Publication Detail

The Text-to-Image Person Re-identification (TI-ReID) task objective is to precisely identify the person’s images with the textual description of the person. The mainstream research methods focus on cross-modal aligning local features, and overlook the learning of intra-modal and cross-modal relationships between different features. This renders the person features lacking in high-level semantic information. To resolve such issues, we propose the Progressive Relationship-Mining Graph Network (RMGNet), including the Intra-Modal Relationship-Mining (IMRM) and the Cross-Modal Relationship-Mining (CMRM) module. These modules are employed to model and mine semantic relationship information among different features. Specifically, the IMRM module models and mines the high-level semantic interrelationships inherent in the image and text features.

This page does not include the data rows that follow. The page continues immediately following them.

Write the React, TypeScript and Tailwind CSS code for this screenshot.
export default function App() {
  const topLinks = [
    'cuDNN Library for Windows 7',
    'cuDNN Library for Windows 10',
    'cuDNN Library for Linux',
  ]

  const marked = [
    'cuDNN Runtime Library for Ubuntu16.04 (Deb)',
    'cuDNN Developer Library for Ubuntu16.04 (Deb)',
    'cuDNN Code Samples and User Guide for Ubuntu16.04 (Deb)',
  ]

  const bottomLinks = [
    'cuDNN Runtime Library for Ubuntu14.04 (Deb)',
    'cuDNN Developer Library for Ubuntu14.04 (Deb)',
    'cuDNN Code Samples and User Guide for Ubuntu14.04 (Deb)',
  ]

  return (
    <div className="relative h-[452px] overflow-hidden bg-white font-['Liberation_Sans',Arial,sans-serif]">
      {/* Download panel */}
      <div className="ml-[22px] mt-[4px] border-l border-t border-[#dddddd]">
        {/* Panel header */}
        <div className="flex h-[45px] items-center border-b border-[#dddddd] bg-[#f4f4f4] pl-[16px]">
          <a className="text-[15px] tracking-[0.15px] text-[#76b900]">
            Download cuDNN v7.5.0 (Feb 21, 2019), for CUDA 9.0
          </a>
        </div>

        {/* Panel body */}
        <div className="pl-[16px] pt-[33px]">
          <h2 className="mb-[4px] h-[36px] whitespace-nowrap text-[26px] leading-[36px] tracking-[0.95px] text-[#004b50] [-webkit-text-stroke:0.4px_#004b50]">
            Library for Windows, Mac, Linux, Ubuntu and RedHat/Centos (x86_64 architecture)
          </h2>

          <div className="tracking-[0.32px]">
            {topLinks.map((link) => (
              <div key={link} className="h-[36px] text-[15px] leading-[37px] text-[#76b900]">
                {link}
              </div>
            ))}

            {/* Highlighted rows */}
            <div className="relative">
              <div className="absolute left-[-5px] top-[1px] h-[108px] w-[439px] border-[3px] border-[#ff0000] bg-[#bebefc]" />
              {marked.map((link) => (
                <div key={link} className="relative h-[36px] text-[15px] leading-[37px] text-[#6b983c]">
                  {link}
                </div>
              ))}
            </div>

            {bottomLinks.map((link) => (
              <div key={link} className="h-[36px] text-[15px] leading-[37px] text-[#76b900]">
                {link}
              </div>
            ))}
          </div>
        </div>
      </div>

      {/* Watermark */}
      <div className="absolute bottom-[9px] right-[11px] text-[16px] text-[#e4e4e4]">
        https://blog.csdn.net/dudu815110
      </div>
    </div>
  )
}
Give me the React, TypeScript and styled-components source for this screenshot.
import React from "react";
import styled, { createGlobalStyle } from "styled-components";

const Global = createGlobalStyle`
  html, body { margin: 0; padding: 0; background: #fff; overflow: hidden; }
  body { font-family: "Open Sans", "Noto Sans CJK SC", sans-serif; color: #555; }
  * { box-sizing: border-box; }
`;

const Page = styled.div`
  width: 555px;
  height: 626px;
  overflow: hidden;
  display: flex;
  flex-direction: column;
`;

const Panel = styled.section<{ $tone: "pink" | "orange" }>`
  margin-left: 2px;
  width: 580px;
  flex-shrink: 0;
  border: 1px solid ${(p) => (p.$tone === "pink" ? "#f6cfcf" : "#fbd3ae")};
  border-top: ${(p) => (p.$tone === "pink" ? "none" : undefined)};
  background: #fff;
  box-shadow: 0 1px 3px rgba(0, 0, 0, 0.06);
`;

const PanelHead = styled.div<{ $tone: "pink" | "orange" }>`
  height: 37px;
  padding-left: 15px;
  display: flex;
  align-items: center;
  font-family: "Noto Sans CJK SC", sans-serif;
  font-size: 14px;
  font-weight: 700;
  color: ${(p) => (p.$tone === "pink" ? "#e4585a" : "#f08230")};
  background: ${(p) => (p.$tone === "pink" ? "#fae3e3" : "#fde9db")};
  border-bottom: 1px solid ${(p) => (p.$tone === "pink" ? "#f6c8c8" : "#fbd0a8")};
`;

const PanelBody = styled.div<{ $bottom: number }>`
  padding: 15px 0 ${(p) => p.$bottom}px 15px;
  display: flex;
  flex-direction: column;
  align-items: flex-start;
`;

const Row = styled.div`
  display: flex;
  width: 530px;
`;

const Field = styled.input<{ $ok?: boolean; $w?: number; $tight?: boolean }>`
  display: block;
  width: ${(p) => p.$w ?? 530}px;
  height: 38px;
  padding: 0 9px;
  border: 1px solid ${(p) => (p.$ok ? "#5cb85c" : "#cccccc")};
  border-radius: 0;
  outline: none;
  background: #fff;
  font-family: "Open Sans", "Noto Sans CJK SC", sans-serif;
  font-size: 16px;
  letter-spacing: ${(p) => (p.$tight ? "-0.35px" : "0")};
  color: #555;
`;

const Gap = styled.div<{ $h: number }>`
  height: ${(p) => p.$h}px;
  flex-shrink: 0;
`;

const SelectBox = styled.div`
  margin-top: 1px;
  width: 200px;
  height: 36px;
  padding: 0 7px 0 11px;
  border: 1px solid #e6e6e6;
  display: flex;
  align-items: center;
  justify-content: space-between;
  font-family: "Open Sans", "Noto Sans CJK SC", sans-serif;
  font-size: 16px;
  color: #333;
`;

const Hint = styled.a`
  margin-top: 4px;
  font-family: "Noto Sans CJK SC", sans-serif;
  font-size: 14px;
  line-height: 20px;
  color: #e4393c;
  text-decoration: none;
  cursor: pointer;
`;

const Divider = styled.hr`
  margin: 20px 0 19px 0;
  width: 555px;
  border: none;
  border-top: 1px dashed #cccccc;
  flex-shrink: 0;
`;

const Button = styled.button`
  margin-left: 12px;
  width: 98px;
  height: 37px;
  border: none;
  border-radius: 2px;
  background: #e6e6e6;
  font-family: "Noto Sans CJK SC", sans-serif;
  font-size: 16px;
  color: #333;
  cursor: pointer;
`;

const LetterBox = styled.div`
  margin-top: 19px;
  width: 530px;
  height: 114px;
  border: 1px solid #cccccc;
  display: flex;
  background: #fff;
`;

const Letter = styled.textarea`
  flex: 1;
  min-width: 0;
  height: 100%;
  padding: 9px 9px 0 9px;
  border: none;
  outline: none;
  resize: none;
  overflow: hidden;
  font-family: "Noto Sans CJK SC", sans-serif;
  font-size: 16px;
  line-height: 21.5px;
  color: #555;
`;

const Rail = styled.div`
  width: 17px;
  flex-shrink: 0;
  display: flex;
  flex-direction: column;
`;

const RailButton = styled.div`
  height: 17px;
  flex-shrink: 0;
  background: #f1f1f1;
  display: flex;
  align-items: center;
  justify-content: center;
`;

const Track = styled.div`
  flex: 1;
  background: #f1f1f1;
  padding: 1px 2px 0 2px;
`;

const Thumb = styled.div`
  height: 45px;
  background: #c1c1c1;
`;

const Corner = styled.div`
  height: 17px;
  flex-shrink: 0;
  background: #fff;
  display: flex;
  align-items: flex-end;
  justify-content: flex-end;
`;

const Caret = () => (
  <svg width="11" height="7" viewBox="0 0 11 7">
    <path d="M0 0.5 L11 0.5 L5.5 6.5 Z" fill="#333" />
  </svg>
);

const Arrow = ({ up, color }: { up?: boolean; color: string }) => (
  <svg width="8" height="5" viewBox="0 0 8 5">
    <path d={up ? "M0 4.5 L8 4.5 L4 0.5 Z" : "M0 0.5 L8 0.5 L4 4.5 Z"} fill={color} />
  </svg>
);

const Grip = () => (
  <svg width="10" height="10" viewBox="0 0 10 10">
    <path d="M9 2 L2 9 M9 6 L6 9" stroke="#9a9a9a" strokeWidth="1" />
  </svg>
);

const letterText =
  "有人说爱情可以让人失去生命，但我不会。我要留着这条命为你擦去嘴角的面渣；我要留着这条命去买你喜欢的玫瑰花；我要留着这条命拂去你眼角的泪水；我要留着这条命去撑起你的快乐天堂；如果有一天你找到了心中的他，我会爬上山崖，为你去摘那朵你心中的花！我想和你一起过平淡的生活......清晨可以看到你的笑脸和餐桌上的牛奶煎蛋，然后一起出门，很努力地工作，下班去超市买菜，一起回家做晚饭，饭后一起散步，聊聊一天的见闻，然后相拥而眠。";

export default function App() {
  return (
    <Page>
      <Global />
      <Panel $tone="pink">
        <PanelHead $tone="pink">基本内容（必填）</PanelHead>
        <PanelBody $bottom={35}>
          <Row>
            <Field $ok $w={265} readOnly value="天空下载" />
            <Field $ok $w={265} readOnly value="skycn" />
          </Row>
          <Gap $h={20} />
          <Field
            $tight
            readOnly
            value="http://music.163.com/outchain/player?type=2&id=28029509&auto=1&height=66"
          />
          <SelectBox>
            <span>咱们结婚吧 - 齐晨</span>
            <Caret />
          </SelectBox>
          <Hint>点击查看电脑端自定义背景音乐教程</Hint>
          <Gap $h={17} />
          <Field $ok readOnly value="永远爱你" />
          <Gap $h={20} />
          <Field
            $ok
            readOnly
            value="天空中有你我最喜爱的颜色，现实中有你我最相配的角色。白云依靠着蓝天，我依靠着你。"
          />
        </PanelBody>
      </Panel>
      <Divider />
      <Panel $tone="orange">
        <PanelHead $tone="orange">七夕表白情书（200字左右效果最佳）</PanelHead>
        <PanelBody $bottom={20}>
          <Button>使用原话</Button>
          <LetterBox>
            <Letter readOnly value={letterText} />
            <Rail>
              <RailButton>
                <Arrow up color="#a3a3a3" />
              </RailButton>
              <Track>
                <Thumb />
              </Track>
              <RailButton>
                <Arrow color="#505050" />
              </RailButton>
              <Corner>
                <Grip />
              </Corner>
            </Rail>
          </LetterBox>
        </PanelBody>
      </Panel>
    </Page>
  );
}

The CMRM module introduces the nearest neighbor method to model cross-modal semantic relationships to enhance the cross-modal semantic correspondence capabilities of person features. On this basis, we design the Adaptive Corner Center (Acc) loss and the Coarse-to-Fine Learning (C2FL) strategy. These ensure the network receives consistent and effective metric learning supervision throughout the entirety of the training process. To validate the efficacy of the proposed method, extensive experiments are conducted on three prevalent datasets: CHUK-PEDES, ICFC-PEDES, and RSTPReid. The achieved mAP of 70.59%, 41.62%, and 49.58% surpassed those current state-of-the-art methods.